EMS Insider, News

CDC Health Advisory

The Centers for Disease Control and Prevention (CDC) and U.S. Food and Drug Administration (FDA) are alerting healthcare providers and facilities about the public health need to properly maintain, clean and disinfect or sterilize reusable medical devices. Recent infection control lapses due to non-compliance with recommended reprocessing procedures highlight a critical gap in patient safety. Healthcare facilities (e.g., hospitals, ambulatory surgical centers, clinics and doctors’ offices) that utilize reusable medical devices are urged to immediately review current reprocessing practices at their facility to ensure they (1) are complying with all steps as directed by the device manufacturers, and (2) have in place appropriate policies and procedures that are consistent with current standards and guidelines.

Recent media reports describe instances of patients being notified that they may be at increased risk for infection due to lapses in basic cleaning, disinfection, and sterilization of medical devices. These events involved failures to follow manufacturers’ reprocessing instructions for critical and semi-critical items and highlight the need for healthcare facilities to review policies and procedures that protect patients.

Recommendations

Healthcare facilities should arrange for a healthcare professional with expertise in device reprocessing to immediately assess their reprocessing procedures. This assessment should ensure that reprocessing is done correctly, including allowing enough time for reprocessing personnel to follow all steps recommended by the device manufacturer.

Healthcare facilities should provide training to all personnel who reprocess medical devices. Personnel should be required to demonstrate competency with device reprocessing (i.e., trainer observes correct technique) prior to being allowed to perform reprocessing independently. Healthcare facilities should regularly audit (monitor and document) adherence to cleaning, disinfection, sterilization and de device storage procedures.
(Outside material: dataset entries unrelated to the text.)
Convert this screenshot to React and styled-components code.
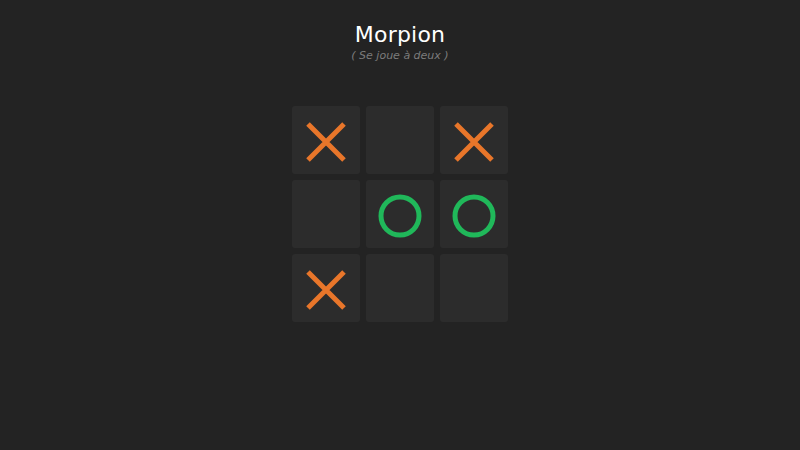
import styled, { createGlobalStyle } from "styled-components";

const board = ["x", "", "x", "", "o", "o", "x", "", ""];

const GlobalStyle = createGlobalStyle`
  html, body {
    margin: 0;
    background: #232323;
    font-family: "DejaVu Sans", "Open Sans", sans-serif;
  }
`;

const Page = styled.div`
  height: 450px;
  display: flex;
  flex-direction: column;
  align-items: center;
  padding-top: 22px;
  box-sizing: border-box;
`;

const Title = styled.h1`
  margin: 0;
  font-size: 22px;
  font-weight: 500;
  color: #ffffff;
  line-height: 26px;
  letter-spacing: 0.2px;
`;

const Subtitle = styled.p`
  margin: 1px 0 0;
  font-size: 11px;
  font-style: italic;
  font-weight: 300;
  color: #7c7c7c;
  line-height: 14px;
`;

const Grid = styled.div`
  margin-top: 43px;
  margin-left: -1px;
  display: grid;
  grid-template-columns: repeat(3, 68px);
  grid-auto-rows: 68px;
  gap: 6px;
`;

const Cell = styled.div`
  background: #2c2c2c;
  border-radius: 3px;
  display: flex;
  align-items: center;
  justify-content: center;
  padding-top: 4px;
  box-sizing: border-box;
`;

function Cross() {
  return (
    <svg width="42" height="40" viewBox="0 0 42 40">
      <path
        d="M3 2 L39 38 M39 2 L3 38"
        stroke="#e8762a"
        strokeWidth="5"
        fill="none"
      />
    </svg>
  );
}

function Nought() {
  return (
    <svg width="44" height="44" viewBox="0 0 44 44">
      <circle cx="22" cy="22" r="19" stroke="#20b85a" strokeWidth="5" fill="none" />
    </svg>
  );
}

export default function App() {
  return (
    <>
      <GlobalStyle />
      <Page>
        <Title>Morpion</Title>
        <Subtitle>( Se joue à deux )</Subtitle>
        <Grid>
          {board.map((v, i) => (
            <Cell key={i}>
              {v === "x" && <Cross />}
              {v === "o" && <Nought />}
            </Cell>
          ))}
        </Grid>
      </Page>
    </>
  );
}
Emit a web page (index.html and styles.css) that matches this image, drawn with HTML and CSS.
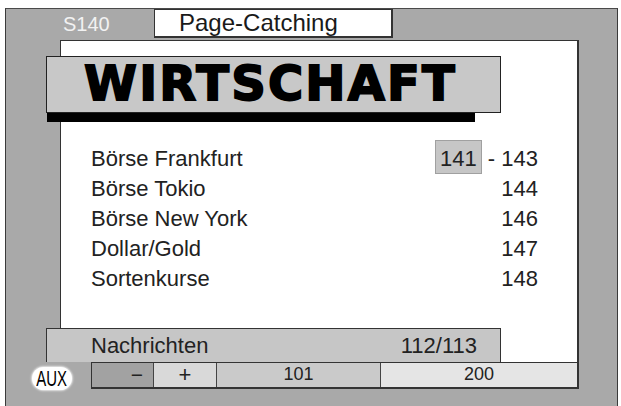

Healthcare facilities should also have protocols to ensure that healthcare personnel can readily identify devices that have been properly reprocessed and are ready for patient use (e.g., tagging system, storage in a designated area). Healthcare facilities should have policies and procedures outlining facility response in the event of a recognized reprocessing error or failure. Healthcare personnel should assess the cause of the error or failure and the exposure event in order to determine the potential risk of infection. The procedure should include how patients who might have been exposed to an improperly reprocessed medical device would be identified, notified, and followed.